On the way back, I took a taxi to the airport. The hotel called me a taxi that spoiled the whole success story. I took a seat in the vehicle and, through all the pores of the mask, I felt the smoke of a freshly smoked cigarette. I looked at the driver to get his attitude. Adrian is written on the dashboard. He is up to 35, a kindergarten girl, his daughter, smiles at him from the phone
– Where are you going, ma’am, with that mask?
– At the airport. And the mask is mandatory for everyone.
He takes it out of his pocket, slowly, grabs it by the ears, and pulls it under his beard with the attitude that he seems to follow the rules, though not at all.
– And do you really believe in this scarecrow? It’s a common cold. People die of cancer, of all diseases. As much as God gave you to live, that’s all you have, says Adrian, starting the car, scratching his nose, then touching all the devices he had at hand. He also told me that he was not vaccinated and that he was not going to.
I realized that no one had talked to him enough, not now, since the pandemic, but since he was born, to tell him about the health and social rules, about solidarity. I notice he hasn’t even put on his seat belt. I started slowly with the stories about how the polio vaccine saved thousands of children’s lives, cute as his daughter, from lifelong paralysis. Then I told him that people with cancer and stroke, which he thinks are real diseases, cannot be treated well in these conditions, because doctors are exhausted by those with COVID-19.
Adrian, tired of the lesson, called a friend. A long dialogue followed, for good minutes, yes, with the phone to his ear and holding the steering wheel. He complained to his friend that he was not doing well, that he was not earning much, that people were more stingy, that he no longer wants to be a taxi driver, that he has no money even for a beer in the evening, or for any other entertainment.
When he finished talking, he hung up. At the traffic light, while waiting, he opened a video game application and played for a few moments. It seemed to me that I was in a tragicomic movie. I wondered if my effort to explain to him some things was a good idea or it was better just to denounce him.
– Do you mind if I smoke, ma’am?
I made him sad: it’s not enough that I’m vaccinated, but I don’t even smoke. Arriving at the airport, the young taxi driver surrounded by gadgets told me that I could not pay by card, only cash. All the way to the airport, I compared Adrian to Hans.

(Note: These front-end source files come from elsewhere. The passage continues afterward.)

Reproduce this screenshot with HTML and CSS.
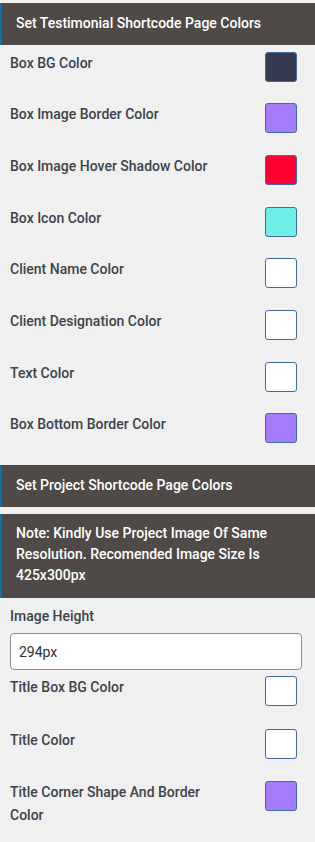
FILE: index.html
```html
<!DOCTYPE html>
<html>
<head>
<meta charset="utf-8">
<link rel="stylesheet" href="styles.css">
</head>
<body>
<div class="panel">
  <div class="section-head">Set Testimonial Shortcode Page Colors</div>
  <div class="row"><span class="label">Box BG Color</span><span class="swatch c-navy"></span></div>
  <div class="row"><span class="label">Box Image Border Color</span><span class="swatch c-purple"></span></div>
  <div class="row"><span class="label">Box Image Hover Shadow Color</span><span class="swatch c-red"></span></div>
  <div class="row"><span class="label">Box Icon Color</span><span class="swatch c-cyan"></span></div>
  <div class="row"><span class="label">Client Name Color</span><span class="swatch c-white"></span></div>
  <div class="row"><span class="label">Client Designation Color</span><span class="swatch c-white"></span></div>
  <div class="row"><span class="label">Text Color</span><span class="swatch c-white"></span></div>
  <div class="row"><span class="label">Box Bottom Border Color</span><span class="swatch c-purple"></span></div>

  <div class="section-head second">Set Project Shortcode Page Colors</div>
  <div class="note">Note: Kindly Use Project Image Of Same Resolution. Recomended Image Size Is 425x300px</div>

  <div class="field">
    <div class="label">Image Height</div>
    <input class="text-input" type="text" value="294px">
  </div>
  <div class="row tight"><span class="label">Title Box BG Color</span><span class="swatch c-white"></span></div>
  <div class="row"><span class="label">Title Color</span><span class="swatch c-white"></span></div>
  <div class="row"><span class="label narrow">Title Corner Shape And Border Color</span><span class="swatch c-purple"></span></div>
</div>
</body>
</html>
```

FILE: styles.css
```css
html, body {
  margin: 0;
  padding: 0;
  background: #f0f0f1;
}
body {
  font-family: Roboto, "Liberation Sans", sans-serif;
  font-size: 14px;
  color: #3c434a;
}
.panel {
  padding-top: 3px;
}
.section-head {
  background: #4f4a47;
  color: #ffffff;
  border-left: 2px solid #0a73b0;
  height: 41.5px;
  line-height: 41.5px;
  padding: 0 14px;
  font-weight: 500;
  font-size: 14px;
}
.section-head.second {
  margin-top: 7px;
}
.row {
  display: flex;
  justify-content: space-between;
  align-items: flex-start;
  height: 51.7px;
  padding: 7px 18px 0 10px;
  box-sizing: border-box;
}
.row.tight {
  padding-top: 6px;
}
.label {
  font-weight: 500;
  line-height: 23px;
}
.label.narrow {
  width: 200px;
}
.swatch {
  flex: none;
  width: 32px;
  height: 30px;
  box-sizing: border-box;
  border: 1px solid #3f6c9c;
  border-radius: 3px;
}
.c-navy { background: #353a50; }
.c-purple { background: #a67cfe; }
.c-red { background: #ff0033; }
.c-cyan { background: #6eeee6; }
.c-white { background: #ffffff; }
.note {
  margin-top: 7px;
  background: #4f4a47;
  color: #ffffff;
  border-left: 2px solid #0a73b0;
  padding: 9px 40px 12px 14px;
  line-height: 21.3px;
  font-weight: 500;
}
.field {
  padding: 7px 13px 0 10px;
}
.text-input {
  display: block;
  margin-top: 5px;
  width: 100%;
  height: 37px;
  box-sizing: border-box;
  border: 1px solid #8c8f94;
  border-radius: 4px;
  background: #fff;
  padding: 0 8px;
  font-family: Roboto, "Liberation Sans", sans-serif;
  font-size: 14px;
  color: #2c3338;
}
```
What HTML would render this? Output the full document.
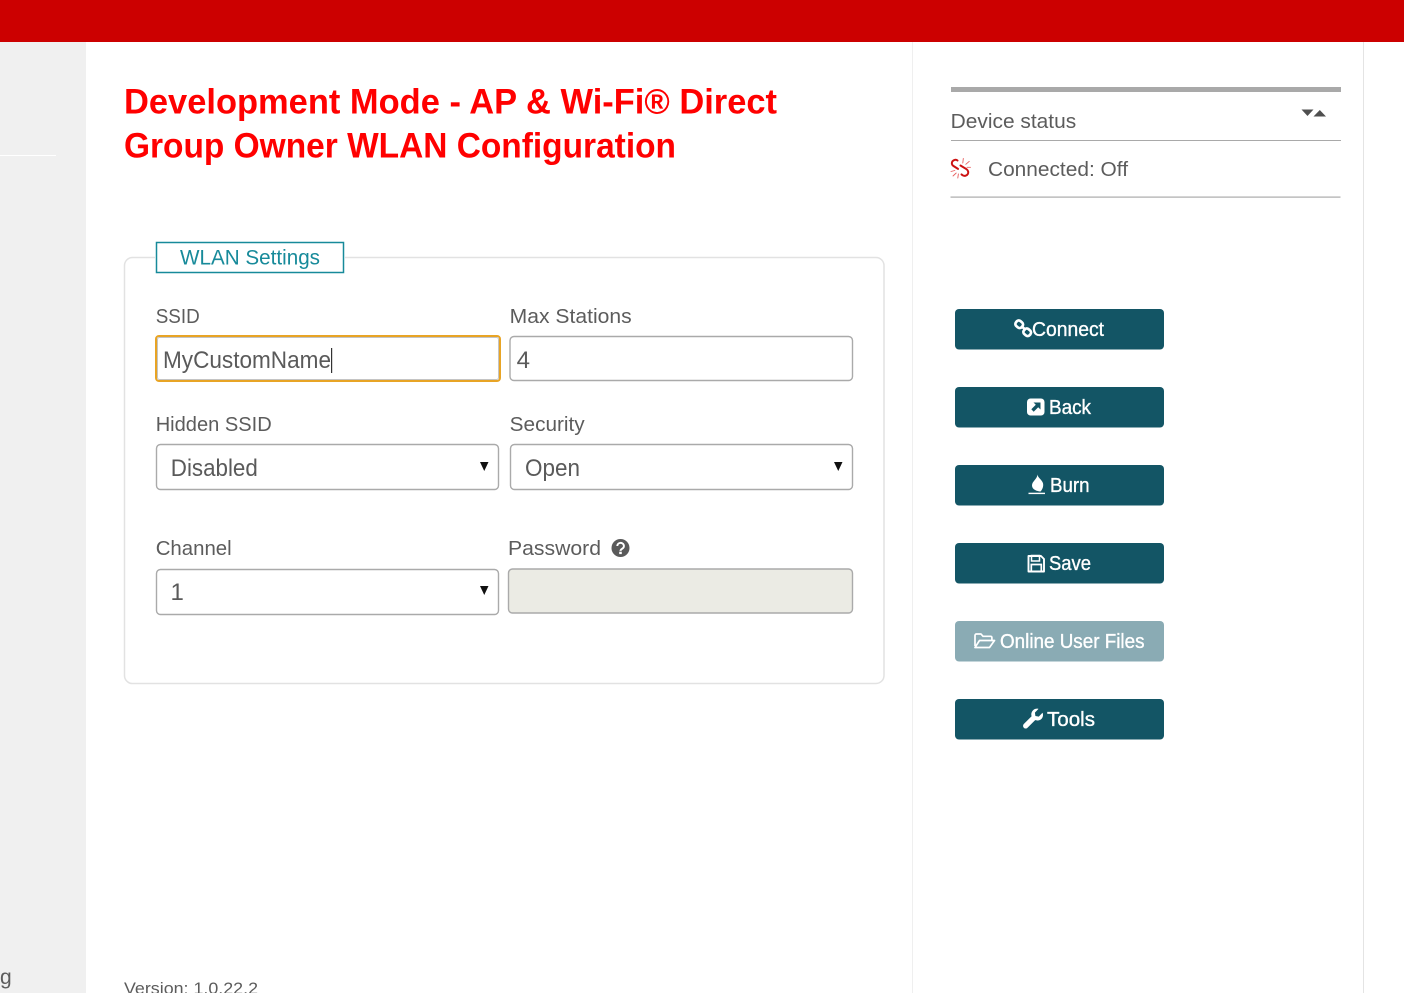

I met Hans last week in Amsterdam. I was with a group of journalists and we called a taxi to take us to the Volkskrant newsroom. The car was impeccably clean, the driver seemed to be out of fashion magazines. He was wearing a mask and asked us to put it on because it was still mandatory in transport. He asked us if we had been vaccinated, told us that he too had been vaccinated, and then, we found out about his fascinating life story.
Taxi driving is his last profession. He spent most of his life in nightclubs. In his youth, he had bought several places in the Dutch capital and developed leisure businesses. At the age of 54, he felt that he was no longer so happy at the disco (yes, he went to parties every week for 30 years), so he made a plan: he sold his business and made a calculation that the money he got would be enough for him to travel to exotic islands for the rest of his life, as if on a continuous vacation. That’s what he did. He traveled, but only for a few months and gave up.
– Why?
– Because I felt different than I thought. I missed being part of a community, being useful, being at home.
Now Hans is a taxi driver. Not for money, for interest and pleasure. He works every day, just a few hours, to meet new people, to tell them about life, about civilization and the meanings of life. There is an educational, cognitive, and, implicitly, welfare gap between the two. In the Netherlands, the number of hospitalizations and deaths of COVID-19 is very small.